Text-to-Speech
Introduction
The Text-to-Speech (TTS) model is a technology that converts written text into speech, enabling computers to read out the text. This conversion technology is highly practical in various scenarios, such as navigation systems, virtual assistants, audiobooks, accessibility technology, and customer service systems.
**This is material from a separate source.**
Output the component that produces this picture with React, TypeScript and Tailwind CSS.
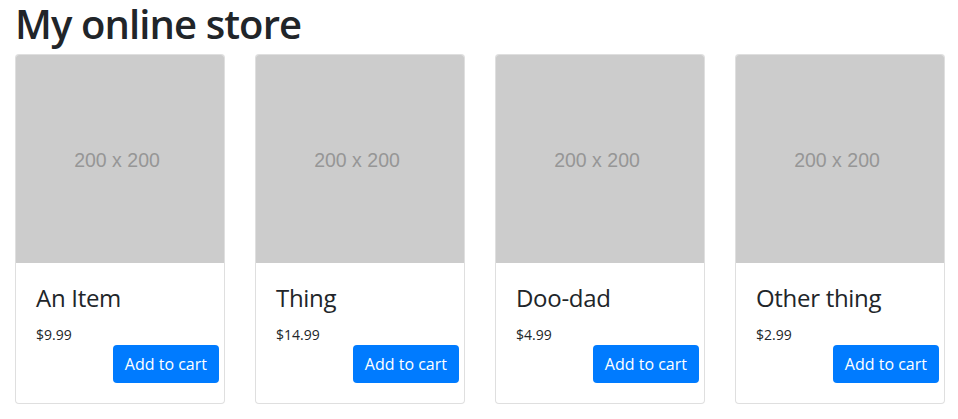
const PRODUCTS = [
  { id: 1, name: "An Item", price: 9.99 },
  { id: 2, name: "Thing", price: 14.99 },
  { id: 3, name: "Doo-dad", price: 4.99 },
  { id: 4, name: "Other thing", price: 2.99 },
];

export default function App() {
  return (
    <div className="min-h-screen bg-white px-[15px] text-[#212529]" style={{ fontFamily: '"Open Sans", "Noto Sans", sans-serif' }}>
      <h1 className="mb-[6px] text-[40px] font-semibold leading-[48px] tracking-[-0.9px]">My online store</h1>
      <div className="flex gap-[30px]">
        {PRODUCTS.map(p => (
          <div key={p.id} className="flex w-[210px] shrink-0 flex-col rounded border border-black/[0.125] bg-white">
            <div className="flex h-[208px] items-center justify-center rounded-t-[3px] bg-[#cccccc] pr-[6px] pt-[4px] text-[19.5px] text-[#969696]" style={{ fontFamily: '"Liberation Sans", Arial, sans-serif' }}>
              200 x 200
            </div>
            <div className="p-5">
              <h4 className="mb-3 text-[24px] leading-[29px] tracking-[-0.3px]">{p.name}</h4>
              <p className="text-[14px] leading-[21px]">${p.price.toFixed(2)}</p>
              <div className="-mr-[15px] flex justify-end">
                <button className="h-[38px] rounded bg-[#007bff] px-3 text-[16px] leading-6 text-white">Add to cart</button>
              </div>
            </div>
          </div>
        ))}
      </div>
    </div>
  );
}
The development of TTS technology has brought generated speech closer to natural language by considering different intonations, speeds, and tones, greatly enhancing the user experience.
Best Practices
Using MaaS-nar as an example
curl --request POST \
--url 'https://genaiapijp.cloudsway.net/v1/ai/kXfKrPc/tts-n/text-to-speech/mp3?voice=Beatrice&voice-speed=fast&voice-volume=standard' \
--header 'Accept: application/octet-stream' \
--header 'Authorization: Bearer YOUR_API_KEY' \
--header 'Content-Type: text/plain' \
--data hello
Using MaaS-Ele as an example
curl --request POST \
--url https://genaiapihk.cloudsway.net/v1/ai/ZMfNI/tts-e/text-to-speech/pqHfZKP75CvOlQylNhV4 \
--header 'Authorization: Bearer YOUR_API_KEY' \
--header 'Content-Type: application/json' \
--data '{
"text": "你好",
"voice_settings": {
"stability": 0,
"similarity_boost": 1.0,
"use_speaker_boost": false
}
}'
The output will generate an MP3 file.